In its 2005 report entitled, Engaging our Theological Diversity, the UUA’s Commission on Appraisal observed, “With rare exceptions, conversations about beliefs and theology are not regular features of our congregational life.” 
The Commission also interviewed a group of youth, one of whom said, “the grownups are worried they’ll influence us too much if they tell us what they believe, but being influenced by other people is how we figure out what we believe.” 
In other words, if young people don’t have anything to push against, they have a hard time developing their own convictions.  One of our roles is to step up and provide something to push against.  But sometimes, the youth give adults something to push against too.
At last year’s General Assembly, a study/action issue called “Moral Values for a Pluralistic Society” was on the ballot.  A study/action issue is the first step toward becoming an official statement or resolution by our association.  So it becomes the topic of denomination-wide conversation and study for the next two years.
There were five issues competing to be the one adopted by the UUA: issues like women’s rights, affordable housing, peacemaking.   The one on Moral Values, though was a different.  Instead of targeting a specific social justice Issue, it took a step back and asked, “how might the moral and ethical grounding of Unitarian Universalism be given greater voice in the public square?”
But the original sponsors of this issue withdrew, and it looked like it was finished.  All of the sudden the youth caucus, about 40 of them, approached the microphone on the floor of the Ft.
Worth Convention Center.  Addressing hundreds of adult UU’s, they spoke in support of this issue that had been abandoned by the adult sponsors.   Here’s part of what they said: 
“… we have an obligation to present a moral alternative to our neighbors. 
“…It is our responsibility to show an alternative to the close-minded dogma that now dominates the religious landscape”
…we’ll benefit from recognition (by others) as a morally-bound religious body.”
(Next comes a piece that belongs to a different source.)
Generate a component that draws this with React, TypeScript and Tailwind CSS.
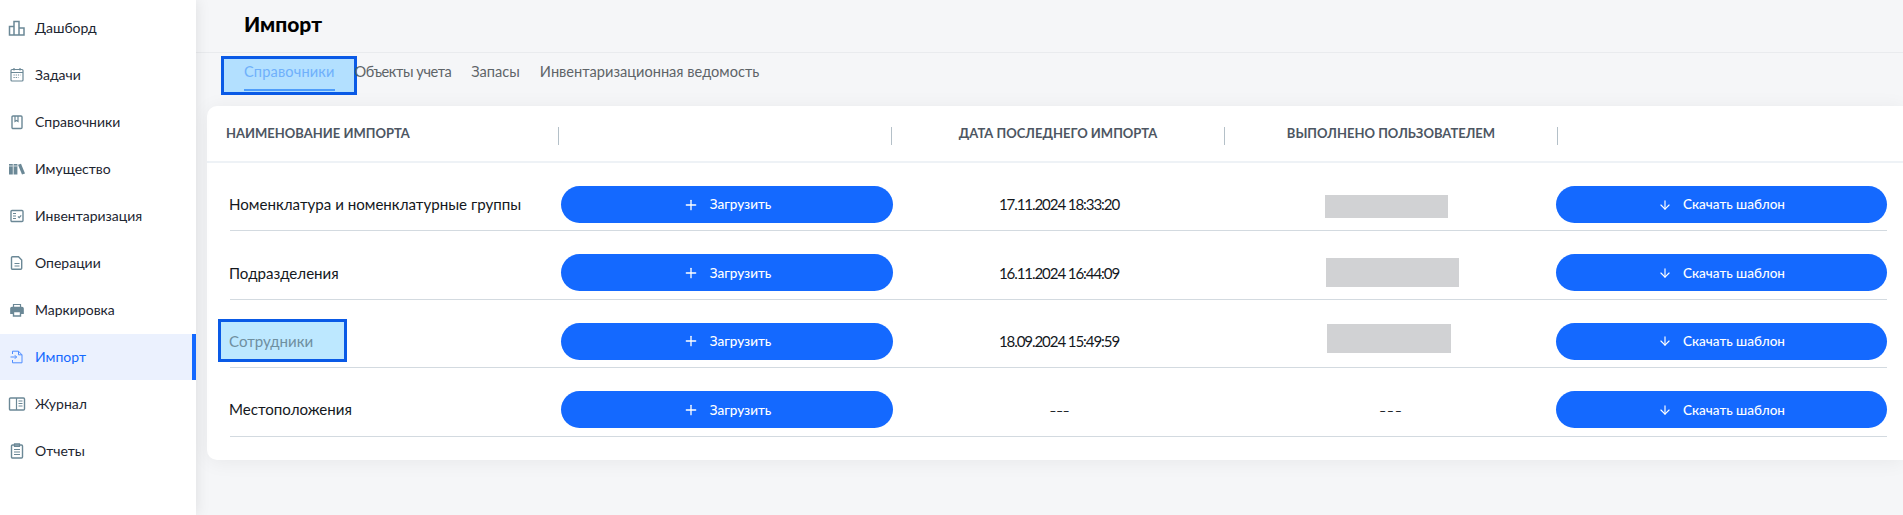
import type { ReactNode } from 'react'
import { Plus, ArrowDown } from 'lucide-react'

const FONT = "font-['Lato','Noto_Sans',sans-serif]"
const GREY = '#6b8896'

function Icon({ children, color = GREY }: { children: ReactNode; color?: string }) {
  return (
    <svg width="18" height="18" viewBox="0 0 18 18" fill="none" stroke={color} strokeWidth="1.2" className="shrink-0">
      {children}
    </svg>
  )
}

const NAV: { label: string; icon: ReactNode }[] = [
  { label: 'Дашборд', icon: <Icon><path d="M1.5 7.5h4.5V16H1.5zM6 2.5h5V16H6zM11 9h5v7h-5z" strokeWidth="1.5" /></Icon> },
  { label: 'Задачи', icon: <Icon><rect x="3" y="3.5" width="12" height="11.5" rx="1" /><path d="M3 6.5h12M6 2v2.5M12 2v2.5" /><path d="M5.5 9h7M5.5 11.5h5" strokeDasharray="1.2 1" /></Icon> },
  { label: 'Справочники', icon: <Icon><rect x="4" y="3" width="10" height="12.5" rx="1" strokeWidth="1.4" /><path d="M7 3v5.5l1.5-1 1.5 1V3" /></Icon> },
  { label: 'Имущество', icon: <Icon><path d="M1 4h3.8v10.5H1zM5.6 4h3.8v10.5H5.6z" fill={GREY} stroke="none" /><path d="M1 6h3.8M5.6 6h3.8" stroke="#fff" strokeWidth="0.7" /><path d="M10 4.8l3-1.1 4 9.8-3 1.1z" fill={GREY} stroke="none" /></Icon> },
  { label: 'Инвентаризация', icon: <Icon><rect x="3" y="3.5" width="12" height="11" rx="1" strokeWidth="1.4" /><path d="M5 6.5h3M5 9h3M5 11.5h3M10 9.5l1.2 1.2 2-2.4" /></Icon> },
  { label: 'Операции', icon: <Icon><path d="M4.5 2.8h6l3.2 3.2v8.2a1 1 0 0 1-1 1h-8.2a1 1 0 0 1-1-1v-10.4a1 1 0 0 1 1-1z" strokeWidth="1.4" /><path d="M6.5 9.5h5M6.5 12h5" /></Icon> },
  { label: 'Маркировка', icon: <Icon><path d="M5.5 6V3.5h7V6" /><path d="M5 12.5H2.8V7.5a1.2 1.2 0 0 1 1.2-1.2h10a1.2 1.2 0 0 1 1.2 1.2v5H13" fill={GREY} /><path d="M5.5 10.5h7v4.5h-7z" fill="#fff" strokeWidth="1.4" /></Icon> },
  { label: 'Импорт', icon: <Icon color="#4f8dff"><path d="M4.5 6V3.2h6L14 6.8v8H4.5V12" strokeWidth="1" /><path d="M10.5 3.2v3.6H14M2.5 9h6M6.8 7.2 8.6 9l-1.8 1.8" strokeWidth="1" /></Icon> },
  { label: 'Журнал', icon: <Icon><rect x="1.5" y="3" width="15" height="12" rx="1" strokeWidth="1.4" /><path d="M8.5 3v12M10.5 6h4M10.5 8.5h4M10.5 11h4" /></Icon> },
  { label: 'Отчеты', icon: <Icon><rect x="3.5" y="3" width="11" height="13" rx="1" strokeWidth="1.4" /><path d="M6.5 1.8h5v2.6h-5zM6 7.5h6M6 10h6M6 12.5h6" /></Icon> },
]

const TABS = [
  { label: 'Справочники', cls: 'tracking-[0.01em] text-[#6fb0fb]' },
  { label: 'Объекты учета', cls: 'tracking-[-0.03em]' },
  { label: 'Запасы', cls: '' },
  { label: 'Инвентаризационная ведомость', cls: '' },
]

const ROWS: { name: string; date?: string; user?: string; marked?: boolean }[] = [
  { name: 'Номенклатура и номенклатурные группы', date: '17.11.2024 18:33:20', user: 'w-[123px] h-[23px] mt-[4px] mr-[8px]' },
  { name: 'Подразделения', date: '16.11.2024 16:44:09', user: 'w-[133px] h-[29px] mt-[-1px] ml-[3px]' },
  { name: 'Сотрудники', date: '18.09.2024 15:49:59', user: 'w-[124px] h-[29px] mt-[-6px] mr-[4px]', marked: true },
  { name: 'Местоположения' },
]

function Dashes() {
  return <span className="text-[21px] font-light">---</span>
}

function BlueButton({ icon, label }: { icon: ReactNode; label: string }) {
  return (
    <button className="flex h-[37px] w-full items-center justify-center gap-[11px] rounded-full bg-[#1469ff] text-[13.5px] font-medium text-white">
      {icon}
      {label}
    </button>
  )
}

function HeadCell({ label, width }: { label?: string; width: string }) {
  return (
    <div className={`flex h-full items-center ${width}`}>
      <span className="flex-1 text-center text-[13px] font-bold text-[#4d5662] uppercase">{label}</span>
      <span className="mt-[5px] h-[18px] w-px bg-[#b4c0c8]" />
    </div>
  )
}

export default function App() {
  return (
    <div className={`flex h-[515px] overflow-hidden bg-[#f5f6f8] ${FONT}`}>
      <aside className="z-10 flex w-[196px] shrink-0 flex-col gap-px bg-white pt-[5px] shadow-[0_0_14px_rgba(0,0,0,0.1)]">
        {NAV.map((item) => {
          const active = item.label === 'Импорт'
          return (
            <div
              key={item.label}
              className={`flex h-[46px] items-center gap-[9px] pb-[1px] pl-[8px] text-[14px] ${active ? 'border-r-4 border-[#1469ff] bg-[#ebf1fe] text-[#1469ff]' : 'text-[#1c2530]'}`}
            >
              {item.icon}
              {item.label}
            </div>
          )
        })}
      </aside>

      <main className="flex min-w-0 flex-1 flex-col">
        <header className="flex h-[53px] shrink-0 items-center border-b border-[#e9ebee] pb-[4px] pl-[48px]">
          <h1 className="text-[21px] font-black text-black">Импорт</h1>
        </header>

        <nav className="flex h-[38px] shrink-0 gap-[20px] pl-[48px] text-[14.6px] text-[#5e6468]">
          {TABS.map((tab, i) => (
            <div key={tab.label} className="relative flex h-full items-center">
              {i === 0 && (
                <span className="absolute top-[3px] right-[-22px] bottom-[-4px] left-[-23px] border-[3px] border-[#0a5ae6] bg-[#b3e0ff]" />
              )}
              <span className={`relative ${tab.cls}`}>{tab.label}</span>
              {i === 0 && <span className="absolute right-0 bottom-0 left-0 h-[2px] bg-[#4f9dfb]" />}
            </div>
          ))}
        </nav>

        <section className="mt-[15px] ml-[11px] h-[354px] rounded-l-[10px] bg-white shadow-[0_2px_20px_rgba(0,0,0,0.06)]">
          <div className="flex h-[57px] border-b-2 border-[#eef2f6]">
            <div className="flex h-full w-[352px] items-center">
              <span className="flex-1 pl-[19px] text-[13px] font-bold text-[#4d5662] uppercase">Наименование импорта</span>
              <span className="mt-[5px] h-[18px] w-px bg-[#b4c0c8]" />
            </div>
            <HeadCell width="w-[333px]" />
            <HeadCell label="Дата последнего импорта" width="w-[333px]" />
            <HeadCell label="Выполнено пользователем" width="w-[333px]" />
          </div>

          <div className="pl-[23px]">
            {ROWS.map((row) => (
              <div
                key={row.name}
                className="grid h-[68.4px] w-[1657px] grid-cols-[331px_332px_332px_331px_331px] items-start border-b border-[#d3dae0] pt-[23px] text-[15.1px] text-[#14181d]"
              >
                <div className="relative flex h-[37px] items-center">
                  {row.marked && (
                    <span className="absolute top-[-4px] right-[214px] bottom-[-2px] left-[-12px] border-[3px] border-[#0a5ae6] bg-[#bde8ff]" />
                  )}
                  <span className={`relative -ml-px ${row.marked ? 'text-[#6f8f9f]' : ''}`}>{row.name}</span>
                </div>
                <BlueButton icon={<Plus size={16} />} label="Загрузить" />
                <div className="flex h-[37px] items-center justify-center tracking-[-1.1px]">
                  {row.date ?? <Dashes />}
                </div>
                <div className="flex h-[37px] items-center justify-center">
                  {row.user ? <span className={`bg-[#d1d2d4] ${row.user}`} /> : <Dashes />}
                </div>
                <BlueButton icon={<ArrowDown size={14} />} label="Скачать шаблон" />
              </div>
            ))}
          </div>
        </section>
      </main>
    </div>
  )
}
The response of the delegates to this youth initiative was overwhelmingly favorable, and the study action item was adopted.
In stepping up and supporting a stronger voice for UU morality and ethics, they have placed themselves in the middle of a spiritual conversation they want to have with adults.
At the same time, they have challenged adults to get clear about our own moral convictions and to say them out loud.
The particulars of our lives are all so different.  Youth and adult alike need each of those perspectives, because any one alone is too narrow.  As we exchange the particularities of our individual lives, we discover connections and relationships.  We practice the dance. 
We step on each other’s toes, we lead when we should follow; we follow when we should lead.  We laugh, we sing. We stop the music.  Then, we begin again, in love.
Come, let us dance!


 

[1] from the Fall, 2004 Synapse article by Heather Vail and Tim Fitzgerald

[2] from the book Soul Searching by Christian Smith

[3] from Rev. Patrick O'Neill’s sermon at 2005 General Assembly,  Service of the Living Tradition.